Bisnis.com, JAKARTA - Rencana Kementerian Perdagangan mengandalkan seller market products untuk menjaga kinerja ekspor dinilai hanya berlaku untuk jangka pendek, selebihnya transisi ke arah manufaktur wajib dilakukan.
Ekonom Center of Reform on Economics (CORE) Mohammad Faisal menilai pendekatan ekspor dengan melihat potensi produk berpangsa pasar besar sah-sah saja dilakukan untuk menjaga performa jangka pendek. Namun, ekspor dengan pendekatan tersebut bisa berisiko untuk jangka panjang.
“Tren permintaan pada produk-produk tersebut bisa berubah nantinya setelah pandemi. Bisa saja yang pangsanya besar justru pertumbuhannya negatif,” ujar Faisal saat dihubungi Bisnis.com, Kamis (23/7/2020).
Oleh karena itu, Faisal pun menyarankan agar pemerintah dapat terbuka pada produk-produk alternatif lain.
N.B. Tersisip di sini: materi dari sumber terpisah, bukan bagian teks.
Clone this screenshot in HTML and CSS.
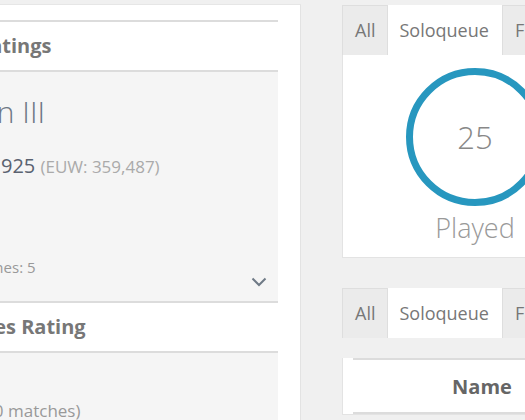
FILE: index.html
```html
<!DOCTYPE html>
<html>
  <head>
    <link rel="stylesheet" href="styles.css">
  </head>
  <body>
    <div class="page">
      <div class="col-left">
        <div class="card">
          <section class="rating">
            <h3 class="rating-head">LP Ratings</h3>
            <div class="rating-body">
              <div class="tier">Iron III</div>
              <div class="ladder">#11,925 <span class="region">(EUW: 359,487)</span></div>
              <div class="record">Matches: 5</div>
              <div class="more">
                <svg width="16" height="10" viewBox="0 0 16 10"><polyline points="1.5,1.5 8,8 14.5,1.5" fill="none" stroke="#6f7a86" stroke-width="2"/></svg>
              </div>
            </div>
          </section>
          <section class="rating">
            <h3 class="rating-head">Games Rating</h3>
            <div class="rating-body">
              <div class="note">(in 20 matches)</div>
            </div>
          </section>
        </div>
      </div>

      <div class="col-right">
        <div class="tabbed">
          <ul class="tabs">
            <li>All</li>
            <li class="active">Soloqueue</li>
            <li>Flex</li>
          </ul>
          <div class="tab-pane played">
            <div class="ring">
              <svg width="138" height="138" viewBox="0 0 138 138"><circle cx="69" cy="69" r="65.5" fill="none" stroke="#2797bf" stroke-width="7"/></svg>
              <span class="ring-value">25</span>
            </div>
            <div class="ring-label">Played</div>
          </div>
        </div>

        <div class="tabbed">
          <ul class="tabs">
            <li>All</li>
            <li class="active">Soloqueue</li>
            <li>Flex</li>
          </ul>
          <div class="tab-pane">
            <table class="champs">
              <thead>
                <tr><th class="icon-col"></th><th class="name-col">Name</th><th>Games</th></tr>
              </thead>
            </table>
          </div>
        </div>
      </div>
    </div>
  </body>
</html>
```

FILE: styles.css
```css
* {
  box-sizing: border-box;
}

html {
  font-family: "Open Sans", sans-serif;
}

body {
  margin: 0;
  background: #f0f0f0;
  overflow: hidden;
}

.page {
  display: flex;
  align-items: flex-start;
  gap: 41px;
  padding-top: 4px;
}

/* left column: rating cards */
.col-left {
  flex: 0 0 auto;
  margin-left: -52px;
}

.card {
  width: 353px;
  height: 430px;
  background: #fff;
  border-top: 1px solid #e6e6e6;
  border-right: 1px solid #e3e3e3;
  padding: 15px 22px 0 0;
}

.rating {
  border-top: 2px solid #dcdcdc;
}

.rating-head {
  margin: 0;
  height: 50px;
  line-height: 48px;
  border-bottom: 2px solid #dcdcdc;
  font-size: 20px;
  font-weight: 700;
  color: #777;
}

.rating-body {
  background: #f5f5f5;
  height: 229px;
  padding: 22px 11px 0 12px;
}

.tier {
  font-size: 30px;
  font-weight: 300;
  line-height: 36px;
  color: #6f7885;
}

.ladder {
  margin-top: 22px;
  font-size: 20px;
  line-height: 28px;
  color: #5a6270;
}

.region {
  font-size: 17px;
  color: #aaa;
}

.record {
  margin-top: 76px;
  font-size: 15px;
  line-height: 20px;
  color: #999;
}

.more {
  display: flex;
  justify-content: flex-end;
}

.note {
  margin-top: 24px;
  font-size: 17px;
  color: #999;
}

/* right column: tabbed stats */
.col-right {
  flex: 0 0 266px;
  min-width: 0;
  display: flex;
  flex-direction: column;
  gap: 30px;
  padding-top: 1px;
}

.tabs {
  display: flex;
  margin: 0;
  padding: 0;
  list-style: none;
}

.tabs li {
  height: 50px;
  line-height: 49px;
  padding: 0 12px;
  font-size: 18px;
  color: #777;
  background: #ebebeb;
  border: 1px solid #dedede;
  border-bottom: none;
  white-space: nowrap;
}

.tabs li.active {
  background: #fff;
  border-color: #fff;
  padding-left: 10px;
}

.tab-pane {
  background: #fff;
  border: 1px solid #e3e3e3;
  border-top: none;
  padding: 0 10px;
}

.played {
  height: 203px;
  display: flex;
  flex-direction: column;
  align-items: center;
  padding-top: 13px;
}

.ring {
  display: grid;
  place-items: center;
}

.ring svg,
.ring-value {
  grid-area: 1 / 1;
}

.ring-value {
  font-size: 31px;
  font-weight: 300;
  color: #888;
}

.ring-label {
  margin-top: 4px;
  font-size: 27px;
  font-weight: 300;
  line-height: 36px;
  color: #999;
}

.champs {
  width: 100%;
  table-layout: fixed;
  margin-top: 20px;
  border-collapse: collapse;
}

.champs th {
  height: 54px;
  border-top: 2px solid #dcdcdc;
  border-bottom: 2px solid #dcdcdc;
  font-size: 20px;
  font-weight: 700;
  color: #666;
  white-space: nowrap;
}

.champs .icon-col {
  width: 46px;
}

.champs .name-col {
  width: 166px;
}
```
Menurutnya, bukan tak mungkin produk dengan pangsa global yang kecil justru memiliki pertumbuhan ekspor yang positif.
Sebagai contoh, data Badan Pusat Statistik (BPS) menunjukkan bahwa nilai ekspor minyak nabati Indonesia cenderung menunjukkan tren penurunan 0,03 persen selama 2015-2019, padahal komoditas ini selalu menduduki peringkat dua terbesar penyumbang devisa ekspor nonmigas.
Pada 2019 lalu, nilai ekspor minyak nabati Indonesia mencapai US$17,63 miliar, atau turun 13,33 persen dibandingkan dengan 2018 yang menyentuh US$20,34 miliar.
Baca Juga
“Jadi yang perlu diperhatikan mungkin yang pangsanya tidak masuk 10 atau 20 terbesar, bisa saja pertumbuhannya positif,” tutur Faisal.
Lebih lanjut, identifikasi preferensi antara negara tujuan utama dan nontradisional pun perlu menjadi perhatian Indonesia. Faisal mengemukakan Indonesia tidak bisa hanya berpaku pada negara mitra utama dan mulai melirik peluang ekspor manufaktur ke negara-negara nontradisional yang penetrasinya masih minim.
Di sisi lain, proyeksi ekonomi juga menunjukkan bahwa mitra dagang utama Indonesia cenderung mengalami tekanan yang cukup berat akibat pandemi. Bahkan ekonomi kawasan Asean saja diprediksi tumbuh rendah usai pandemi.
“Jadi coba melihat negara nontradisional seperti negara Timur Tengah, Afrika, dan Amerika Selatan, mungkin ada tren yang berbeda,” ujarnya.